The bacterial flagellar motor generates torque through MotAB stator complexes which couple ion flux to rotation. Stators anchor in the peptidoglycan cell wall and dynamically remodel in response to changes in external conditions such as the mechanical load, yet how stator anchoring is regulated remains unknown. Here, we show that long-range allosteric interactions within the MotB periplasmic domain tune stator binding in Escherichia coli . Using coarse-grained elastic-network modeling and co-evolutionary analyses, we identified residues mechanically coupled to peptidoglycan-interacting loops of MotB. Targeted mutagenesis at these coupled sites produced distinct motility phenotypes in some mutants, exhibiting altered swimming speeds compared to wild-type and characteristic expression-dependent swimming trends, indicating mutation-specific effects on stator dynamics or torque.

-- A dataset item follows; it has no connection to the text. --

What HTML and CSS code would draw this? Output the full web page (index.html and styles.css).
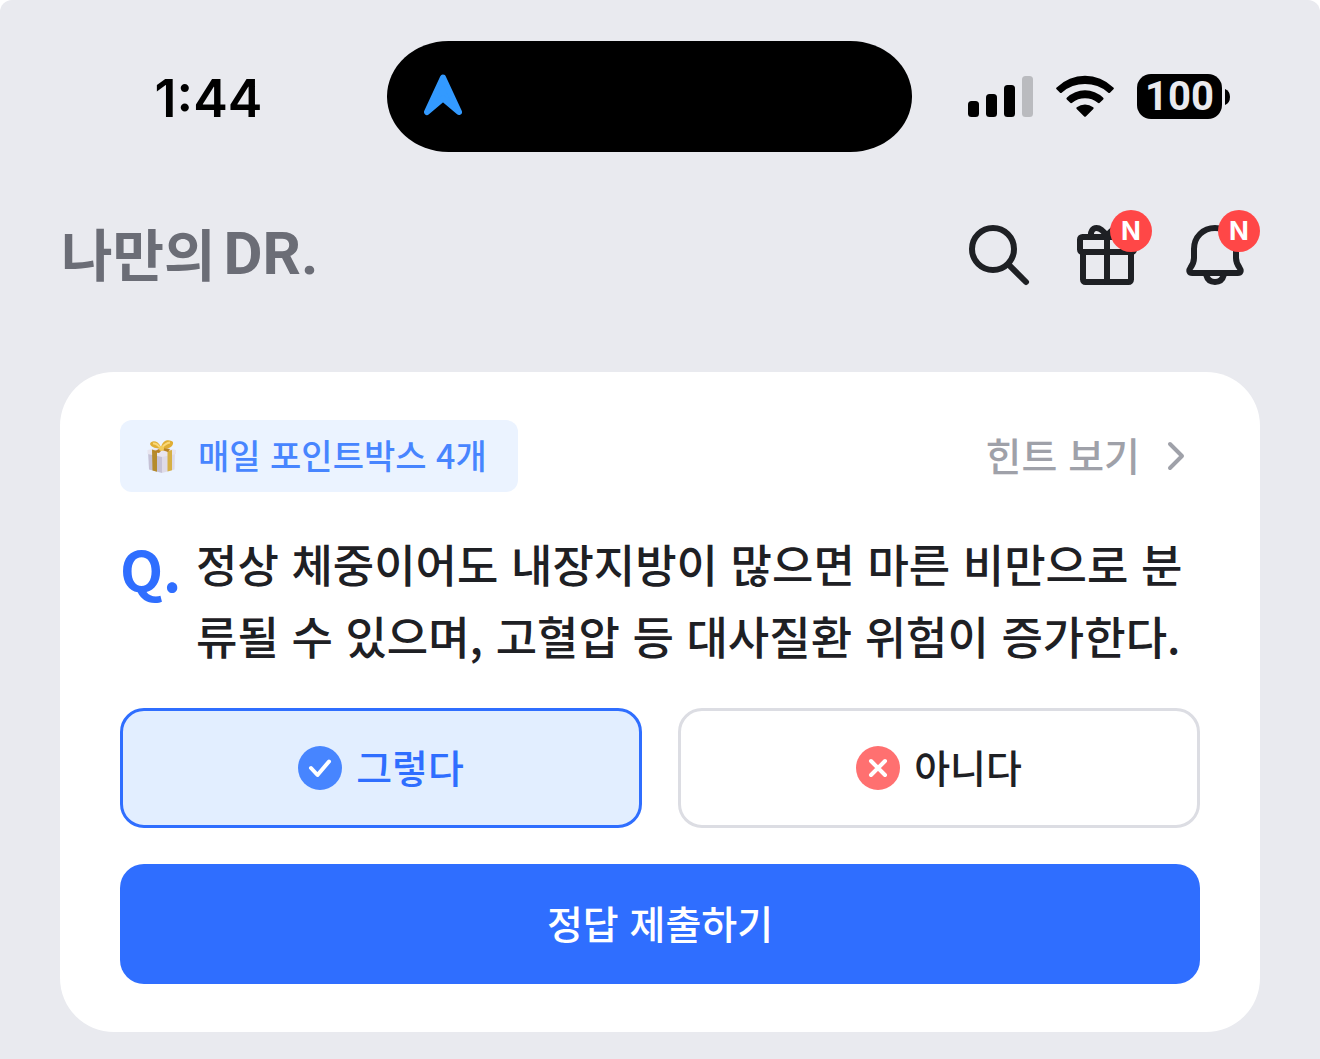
FILE: index.html
```
<!DOCTYPE html>
<html lang="ko">
<head>
  <meta charset="UTF-8" />
  <meta name="viewport" content="width=device-width, initial-scale=1.0" />
  <title>나만의 DR.</title>
  <link rel="stylesheet" href="styles.css">
</head>
<body>
  <div class="screen">
    <div class="status-bar">
      <div class="time">1:44</div>
      <div class="island">
        <svg width="38" height="42" viewBox="0 0 38 42">
          <path d="M19 3.5 L35 38 L19 24.5 L3 38 Z" fill="#339aff" stroke="#339aff" stroke-width="6" stroke-linejoin="round"/>
        </svg>
      </div>
      <div class="status-icons">
        <svg width="65" height="42" viewBox="0 0 65 42">
          <rect x="0" y="25" width="11" height="16" rx="3.5"/>
          <rect x="18" y="18" width="11" height="23" rx="3.5"/>
          <rect x="36" y="9" width="11" height="32" rx="3.5"/>
          <rect x="54" y="0" width="11" height="41" rx="3.5" fill="#babbbf"/>
        </svg>
        <svg width="58" height="44" viewBox="0 0 58 44">
          <path d="M1 12.2A40 40 0 0 1 57 12.2Q58.5 13.2 57.4 14.3L54.2 17.5Q53.2 18.5 52 17.5A35 35 0 0 0 6 17.5Q4.8 18.5 3.8 17.5L.6 14.3Q-.5 13.2 1 12.2Z"/>
          <path d="M11 22.6A26 26 0 0 1 47 22.6Q48.2 23.5 47.2 24.5L44 27.6Q43 28.6 41.8 27.7A21 21 0 0 0 16.2 27.7Q15 28.6 14 27.6L10.8 24.5Q9.8 23.5 11 22.6Z"/>
          <path d="M20.8 32.2A14 14 0 0 1 37.2 32.2Q38.2 33 37.3 33.9L29.8 41.4Q29 42.2 28.2 41.4L20.7 33.9Q19.8 33 20.8 32.2Z"/>
        </svg>
        <div class="battery">
          <span class="battery-level">100</span>
          <svg width="5" height="16" viewBox="0 0 5 16"><path d="M0 0Q5 2 5 8Q5 14 0 16Z"/></svg>
        </div>
      </div>
    </div>

    <header class="header">
      <h1 class="logo">나만의<span class="logo-dr">DR.</span></h1>
      <nav class="actions">
        <button type="button" class="icon-btn" aria-label="검색">
          <svg class="icon" viewBox="0 0 24 24"><circle cx="10" cy="10" r="7"/><path d="M15.2 15.2L21 21"/></svg>
        </button>
        <button type="button" class="icon-btn" aria-label="선물">
          <svg class="icon" viewBox="0 0 24 24">
            <rect x="3" y="6" width="18" height="5" rx=".8"/>
            <rect x="4" y="11" width="16" height="10" rx=".8"/>
            <path d="M12 6v15M6.7 6C6.4 4.2 7.2 3 8.5 3C10 3 11 4.2 12 5.8C13 4.2 14 3 15.5 3C16.8 3 17.6 4.2 17.3 6"/>
          </svg>
          <span class="badge">N</span>
        </button>
        <button type="button" class="icon-btn" aria-label="알림">
          <svg class="icon" viewBox="0 0 24 24">
            <path d="M12 3C8 3 5 6 5 10V13C5 14.6 4.5 15.3 3.8 16.3C3.1 17.3 3.5 18 4.4 18H19.6C20.5 18 20.9 17.3 20.2 16.3C19.5 15.3 19 14.6 19 13V10C19 6 16 3 12 3Z"/>
            <path d="M9 18.5C9.4 20 10.5 21 12 21S14.6 20 15 18.5"/>
          </svg>
          <span class="badge">N</span>
        </button>
      </nav>
    </header>

    <main class="card">
      <div class="card-top">
        <div class="tag">
          <svg width="36" height="36" viewBox="0 0 36 36">
            <path d="M4 13L18 16V35L5 31.5Z" fill="#c6c2d6"/>
            <path d="M18 16L31 13L30.5 31.5L18 35Z" fill="#dedbe8"/>
            <path d="M3.5 12L18 9L32 12V16L18 19L3.5 16Z" fill="#e8e5ef"/>
            <path d="M8 11.5L13 13V33.7L8.5 32.5Z" fill="#b58b2c"/>
            <path d="M23.5 13L28 12V32.3L23.5 33.6Z" fill="#d6b044"/>
            <path d="M17 11C13 10 7 10 6 6C7 2 14 2 17 9C19 1 26 1 29 4C30 9 23 12 17 11Z" fill="#e0ae35"/>
            <path d="M17 10L9 14L15 15L18 12L24 14L26 11Z" fill="#b98325"/>
            <path d="M9 5.5C12 5 14 7 16 9.5M26 4.5C22 5 20 7 18 9.5" fill="none" stroke="#fbd877" stroke-width="2"/>
            <circle cx="17.5" cy="10.5" r="2.5" fill="#f2cb5c"/>
          </svg>
          <span class="label">매일 포인트박스 4개</span>
        </div>
        <a href="#" class="hint">
          <span class="label">힌트 보기</span>
          <svg width="48" height="48" viewBox="0 0 48 48"><path d="M18 12L30 24L18 36"/></svg>
        </a>
      </div>

      <div class="question">
        <span class="q-mark">Q.</span>
        <p class="q-text">정상 체중이어도 내장지방이 많으면 마른 비만으로 분류될 수 있으며, 고혈압 등 대사질환 위험이 증가한다.</p>
      </div>

      <div class="answers">
        <button type="button" class="answer selected" aria-pressed="true">
          <svg width="44" height="44" viewBox="0 0 44 44"><circle cx="22" cy="22" r="22" fill="#4785ff"/><path d="M13 22L19.5 29L31 15.5"/></svg>
          <span class="label">그렇다</span>
        </button>
        <button type="button" class="answer" aria-pressed="false">
          <svg width="44" height="44" viewBox="0 0 44 44"><circle cx="22" cy="22" r="22" fill="#ff7070"/><path d="M15 15L29 29M29 15L15 29"/></svg>
          <span class="label">아니다</span>
        </button>
      </div>

      <button type="button" class="submit"><span class="label">정답 제출하기</span></button>
    </main>
  </div>

  <script>
    const answers = document.querySelectorAll(".answer");

    answers.forEach((btn) => {
      btn.addEventListener("click", () => {
        answers.forEach((a) => {
          a.classList.toggle("selected", a === btn);
          a.setAttribute("aria-pressed", a === btn);
        });
      });
    });
  </script>
</body>
</html>
```
FILE: styles.css
```
* {
  box-sizing: border-box;
}
body {
  margin: 0;
  background: #fff;
  color: #1e2024;
  font-family: 'Noto Sans CJK KR', sans-serif;
  font-weight: 500;
}
button {
  font: inherit;
  color: inherit;
  cursor: pointer;
}
svg {
  display: block;
  flex-shrink: 0;
}
.screen {
  min-height: 100vh;
  padding-bottom: 27px;
  background: #e9eaef;
  border-radius: 12px 12px 0 0;
}
/* the Korean face sits low in its line box */
.label {
  display: block;
  padding-bottom: 4px;
}

/* status bar */
.status-bar {
  display: grid;
  grid-template-columns: 1fr 525px 1fr;
  align-items: center;
  padding: 41px 51px 0 30px;
  color: #000;
}
.time {
  padding-top: 4px;
  text-align: center;
  font-family: Inter, sans-serif;
  font-size: 52px;
  font-weight: 600;
}
.island {
  display: flex;
  align-items: center;
  height: 111px;
  padding: 0 0 4px 37px;
  background: #000;
  border-radius: 62px / 56px;
}
.status-icons {
  display: flex;
  align-items: center;
  justify-content: flex-end;
  gap: 23px;
  padding-right: 39px;
}
.battery {
  display: flex;
  align-items: center;
  gap: 3px;
}
.battery-level {
  width: 85px;
  height: 45px;
  border-radius: 14px;
  background: #000;
  color: #e9eaef;
  font-family: Roboto, sans-serif;
  font-size: 40px;
  font-weight: 700;
  line-height: 46px;
  text-align: center;
}

/* header */
.header {
  display: flex;
  align-items: center;
  justify-content: space-between;
  padding: 67px 69px 81px 61px;
}
.logo {
  display: flex;
  align-items: center;
  gap: 8px;
  margin: 0;
  padding-bottom: 6px;
  color: #6b6d76;
  font-size: 56px;
  font-weight: 700;
  line-height: 60px;
}
.logo-dr {
  padding-top: 4px;
  font-family: Roboto, sans-serif;
  font-size: 60px;
}
.actions {
  display: flex;
  gap: 36px;
}
.icon-btn {
  position: relative;
  padding: 0;
  border: none;
  background: none;
}
.icon {
  width: 72px;
  height: 72px;
  fill: none;
  stroke: #1e2024;
  stroke-width: 2;
  stroke-linecap: round;
  stroke-linejoin: round;
}
.badge {
  position: absolute;
  top: -9px;
  right: -9px;
  width: 42px;
  height: 42px;
  border-radius: 50%;
  background: #ff4747;
  color: #fff;
  font-family: Inter, sans-serif;
  font-size: 26px;
  font-weight: 700;
  line-height: 42px;
  text-align: center;
}

/* quiz card */
.card {
  display: flex;
  flex-direction: column;
  gap: 36px;
  margin: 0 60px;
  padding: 48px 60px;
  background: #fff;
  border-radius: 54px;
}
.card-top {
  display: flex;
  align-items: center;
  justify-content: space-between;
}
.tag {
  display: flex;
  align-items: center;
  gap: 18px;
  height: 72px;
  padding: 0 31px 0 24px;
  border-radius: 12px;
  background: #ebf3ff;
  color: #4785ff;
  font-size: 34px;
}
.hint {
  display: flex;
  align-items: center;
  gap: 12px;
  color: #9fa1a9;
  font-size: 39px;
  line-height: 68px;
  text-decoration: none;
}
.hint svg {
  fill: none;
  stroke: #9fa1a9;
  stroke-width: 4;
  stroke-linecap: round;
  stroke-linejoin: round;
}
.question {
  display: flex;
}
.q-mark {
  flex: 0 0 76px;
  color: #2f6eff;
  font-size: 56px;
  font-weight: 700;
  line-height: 80px;
}
.q-text {
  flex: 1;
  margin: 0;
  font-size: 45px;
  line-height: 72px;
  word-break: break-all;
}
.answers {
  display: flex;
  gap: 36px;
}
.answer {
  flex: 1;
  display: flex;
  align-items: center;
  justify-content: center;
  gap: 14px;
  height: 120px;
  border: 3px solid #dcdde3;
  border-radius: 24px;
  background: #fff;
  font-size: 39px;
}
.answer svg {
  fill: none;
  stroke: #fff;
  stroke-width: 4;
  stroke-linecap: round;
  stroke-linejoin: round;
}
.answer circle {
  stroke: none;
}
.answer.selected {
  border-color: #2f6eff;
  background: #e2eeff;
  color: #2f6eff;
}
.submit {
  height: 120px;
  border: none;
  border-radius: 24px;
  background: #2f6eff;
  color: #fff;
  font-size: 39px;
}
```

Single-motor measurements distinguished mutants with altered torque from those with altered stator dynamics. Molecular dynamics simulations revealed that mutations at distal positions reshape loop flexibility in ways that quantitatively correlate with swimming speeds. These results demonstrate that allosteric communication within MotB propagates across length scales to modulate the performance of the entire motor, revealing how local molecular changes can tune large-scale bacterial motion.